Regardless, one of the toughest challenges for Wal-Mart will be getting goods across Africa. Speaking to The Financial Times, Doug McMillon, chief executive of Wal-Mart International, said the company was willing to use more “sweat and muscle” in the logistical network than the modern technology it uses in the U.S. However, if it’s cheaper to import goods rather than use local suppliers in terms of product, labor, and shipping costs, African small businesses may lose out in the merger.
Van Tonder says Wal-Mart’s innovation and modern infrastructure skills should come into play. “Assuming delivery from South Africa to other African countries, they can ready themselves for problems at border posts, inefficient rail and airline services, a poor road infrastructure, high vehicle maintenance costs and the like,” he says. “However, as other South African retailers have shown, these type of problems can successfully be overcome if you apply your mind and implement the correct strategies.”
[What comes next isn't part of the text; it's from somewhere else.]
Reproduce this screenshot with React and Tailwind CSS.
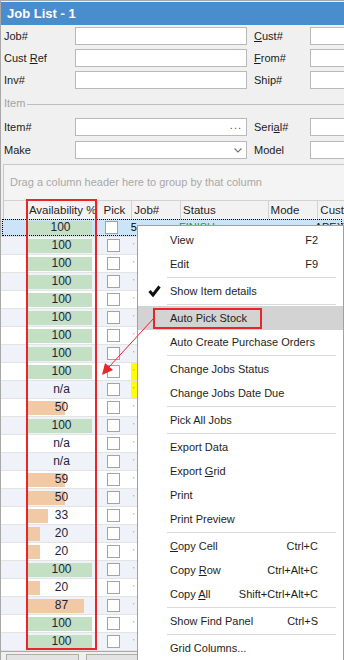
import React from "react";

const rows = [
  { v: "100", w: 65 }, { v: "100", w: 65 }, { v: "100", w: 65 }, { v: "100", w: 65 },
  { v: "100", w: 65 }, { v: "100", w: 65 }, { v: "100", w: 65 }, { v: "100", w: 65 },
  { v: "100", w: 65, yellow: true }, { v: "n/a", w: 0, yellow: true }, { v: "50", w: 38 },
  { v: "100", w: 65 }, { v: "n/a", w: 0 }, { v: "n/a", w: 0 }, { v: "59", w: 38 },
  { v: "50", w: 38 }, { v: "33", w: 21 }, { v: "20", w: 13 }, { v: "20", w: 13 },
  { v: "100", w: 65 }, { v: "20", w: 13 }, { v: "87", w: 57 }, { v: "100", w: 65 },
  { v: "100", w: 65 },
];

const menu = [
  { label: "View", key: "F2" },
  { label: "Edit", key: "F9" },
  "sep",
  { label: "Show Item details", check: true },
  "sep",
  { label: "Auto Pick Stock", hl: true },
  { label: "Auto Create Purchase Orders" },
  "sep",
  { label: "Change Jobs Status" },
  { label: "Change Jobs Date Due" },
  "sep",
  { label: "Pick All Jobs" },
  "sep",
  { label: "Export Data" },
  { label: <>Export <u>G</u>rid</> },
  { label: "Print" },
  { label: "Print Preview" },
  "sep",
  { label: <><u>C</u>opy Cell</>, key: "Ctrl+C" },
  { label: <>Copy <u>R</u>ow</>, key: "Ctrl+Alt+C" },
  { label: <>Copy <u>A</u>ll</>, key: "Shift+Ctrl+Alt+C" },
  "sep",
  { label: "Show Find Panel", key: "Ctrl+S" },
  "sep",
  { label: "Grid Columns..." },
];

function Field({ label, children, right }) {
  return (
    <div className="flex items-center h-[18px]">
      <div className={`${right ? "w-[56px]" : "w-[71px]"} text-[#1b1b1b]`}>{label}</div>
      <div className={`${right ? "w-[40px]" : "w-[172px]"} h-[18px] bg-white border border-[#b9b9b9] flex items-center justify-end pr-[4px] text-[#555]`}>
        {children}
      </div>
    </div>
  );
}

function FormRow({ left, right }) {
  return (
    <div className="flex items-center gap-[7px]">
      <Field label={left} />
      <Field label={right} right />
    </div>
  );
}

function Checkbox() {
  return <div className="w-[13px] h-[13px] bg-white border border-[#a3a3a3]" />;
}

function GridRow({ r, i }) {
  const selected = i === 0;
  const bg = selected ? "bg-[#cce4f7]" : i % 2 === 1 ? "bg-[#eff2f8]" : "bg-white";
  return (
    <div className={`relative flex h-[18px] border-b border-[#e3e3e3] ${bg}`}>
      {selected && <div className="absolute inset-x-[2px] inset-y-0 border border-dotted border-black pointer-events-none" />}
      <div className="w-[25px]" />
      <div className="w-[71px] grid items-center pl-[2px]">
        {r.w > 0 && (
          <div
            className={`col-start-1 row-start-1 h-[14px] ${r.v === "100" ? "bg-[#c3dfc4]" : "bg-[#f1c9a5]"}`}
            style={{ width: r.w }}
          />
        )}
        <div className="col-start-1 row-start-1 text-center text-[#1e1e40] text-[12px]">{r.v}</div>
      </div>
      <div className="w-[35px] flex items-center justify-center">
        <Checkbox />
      </div>
      <div className={`w-[49px] pl-[2px] flex items-center ${r.yellow ? "bg-[#ffff00]" : ""} text-[#e07a00]`}>
        {selected ? <span className="text-black">5</span> : <span className="text-[8px]">'</span>}
      </div>
      <div className="w-[88px] pl-[2px] flex items-center text-[#1a9a1a]">{selected ? "FINISH" : ""}</div>
      <div className="w-[50px]" />
      <div className="flex-1 pl-[2px] flex items-center">{selected ? "APEX" : ""}</div>
    </div>
  );
}

export default function App() {
  return (
    <div className="relative w-[344px] h-[660px] overflow-hidden bg-[#f0f0f0] border-l border-t border-[#a8a8a8] font-['Liberation_Sans',Arial,sans-serif] text-[11px] leading-[13px] text-[#1b1b1b]">
      {/* Title */}
      <div className="mt-[1px] h-[23px] bg-[#4a8dcc] flex items-center pl-[6px] text-white font-bold text-[13px]">
        Job List - 1
      </div>

      {/* Filters */}
      <div className="pl-[3px] pt-[2px] flex flex-col gap-[4px]">
        <FormRow left="Job#" right={<><u>C</u>ust#</>} />
        <FormRow left={<>Cust <u>R</u>ef</>} right={<><u>F</u>rom#</>} />
        <FormRow left="Inv#" right="Ship#" />
      </div>

      {/* Item group */}
      <div className="pl-[3px] mt-[8px] h-[13px] flex items-center gap-[2px] text-[#a3a3a3]">
        <span>Item</span>
        <div className="flex-1 h-px bg-[#bdbdbd] mt-[2px]" />
      </div>
      <div className="pl-[3px] mt-[8px] flex flex-col gap-[5px]">
        <div className="flex items-center gap-[7px]">
          <Field label="Item#"><span className="tracking-[1px] -mt-[4px]">...</span></Field>
          <Field label={<>Seri<u>a</u>l#</>} right />
        </div>
        <div className="flex items-center gap-[7px]">
          <Field label="Make">
            <svg width="8" height="5" viewBox="0 0 8 5"><path d="M0.5 0.5 L4 4 L7.5 0.5" fill="none" stroke="#777" strokeWidth="1.2" /></svg>
          </Field>
          <Field label="Model" right />
        </div>
      </div>

      {/* Grid */}
      <div className="mt-[5px] ml-[2px] border-l border-t border-[#c8c8c8] bg-[#f4f4f4]">
        <div className="h-[35px] flex items-center pl-[6px] text-[#a8a8a8]">
          Drag a column header here to group by that column
        </div>
        <div className="flex h-[19px] border-t border-[#d2d2d2] bg-[#f2f2f2] text-[#1e1e1e] text-[11.5px]">
          <div className="w-[23px] border-r border-[#d2d2d2]" />
          <div className="w-[71px] pl-[2px] flex items-center border-r border-[#d2d2d2]">Availability %</div>
          <div className="w-[35px] flex items-center justify-center border-r border-[#d2d2d2]">Pick</div>
          <div className="w-[49px] pl-[2px] flex items-center border-r border-[#d2d2d2]">Job#</div>
          <div className="w-[88px] pl-[2px] flex items-center border-r border-[#d2d2d2]">Status</div>
          <div className="w-[50px] pl-[2px] flex items-center border-r border-[#d2d2d2]">Mode</div>
          <div className="flex-1 pl-[2px] flex items-center">Cust</div>
        </div>
      </div>
      <div className="-ml-px">
        {rows.map((r, i) => (
          <GridRow key={i} r={r} i={i} />
        ))}
      </div>
      <div className="border-t border-[#a9a9a9] flex gap-[7px] pl-[5px] pt-[2px]">
        <div className="w-[73px] h-[12px] bg-[#e3e3e3] border border-[#adadad]" />
        <div className="w-[60px] h-[12px] bg-[#e3e3e3] border border-[#adadad]" />
      </div>

      {/* Red annotation around availability column */}
      <div className="absolute left-[25px] top-[198px] w-[71px] h-[451px] border-2 border-[#e8262a] pointer-events-none" />

      {/* Context menu */}
      <div className="absolute left-[136px] top-[224px] w-[207px] bg-white border border-[#a0a0a0] pt-[2px] text-[#1e1e1e] text-[11px]">
        {menu.map((m, i) =>
          m === "sep" ? (
            <div key={i} className="h-[3px] flex items-center pl-[29px] pr-[7px]">
              <div className="h-px w-full bg-[#d9d9d9]" />
            </div>
          ) : (
            <div key={i} className={`relative h-[24px] flex items-center ${m.hl ? "bg-[#d3d3d3]" : ""}`}>
              <div className="w-[32px] flex justify-center">
                {m.check && (
                  <svg width="13" height="12" viewBox="0 0 13 12">
                    <polyline points="1.5,6 5,10 11.5,1.5" fill="none" stroke="#111" strokeWidth="3" />
                  </svg>
                )}
              </div>
              <div className="flex-1">{m.label}</div>
              {m.key && <div className="pr-[25px]">{m.key}</div>}
              {m.hl && <div className="absolute left-[15px] top-[2px] w-[109px] h-[21px] border-2 border-[#e8262a]" />}
            </div>
          )
        )}
      </div>

      {/* Arrow */}
      <svg className="absolute left-0 top-0 pointer-events-none" width="344" height="660">
        <line x1="153" y1="317" x2="108" y2="366" stroke="#e8262a" strokeWidth="1" />
        <polygon points="101,374 104,362 112,369" fill="#e8262a" />
      </svg>
    </div>
  );
}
Good For Emerging Markets?
For Wal-Mart, the value of international investment is clear. In the first quarter this past year, the retail giant made US$3.4 billion in profit, an increase of 3% from last year during the same period. U.S. same-store sales figures fell 1.1% for the eighth consecutive quarter, due to the recession, less consumer spending and rising crude oil prices. But stores in Mexico, Chile and China have been engines for its growth in the last few quarters, showing a 6.2% sales growth on a constant currency basis in the first quarter this past year.
Wal-Mart posted a 12% sales gain in China this past quarter. There are already 338 Wal-Mart–owned retailers in 124 cities with 90,000 employees in China. Annual sales average around US$7 billion, according to The Economist. Wal-Mart has roughly 6% of the market, and announced plans in May to buy a minority stake in Yihaodian, a Chinese web retailer. In 2010, Wal-Mart purchased 360buy, the top online seller in China of consumer electronics.
Revenue in Chile also surged 12%. To enter the market, Wal-Mart purchased Chilean retailer D&S in 2009. Wal-Mart’s involvement in D&S actually doubled the exports of its products from Chile. Enrique Ostlae Cambiaso, the CEO of D&S, testified in the South African hearings that exports are expected to double again this year while also lowering costs of goods for local consumers, according to an article in Bloomberg.com.
While Chile has been held up as an example as to why Wal-Mart can be good for emerging markets like South Africa, Jacobs cautions that “there’s still quite a lot of debate. There has not been enough research to put a definite answer to that question.”
Much of Wal-Mart’s success in Africa will ultimately depend on their market strategy and ability to overcome logistical hurdles, reiterates the University of South Africa’s Van Tonder, noting the African market varies greatly by country. “It will depend on where they position themselves in the consumer market,” he notes. “We need to obtain clarity with respect to the entry mode of Wal-Mart regarding other African countries. Some entry modes such as exporting carry a much lower risk than strategic alliances or setting up shop.”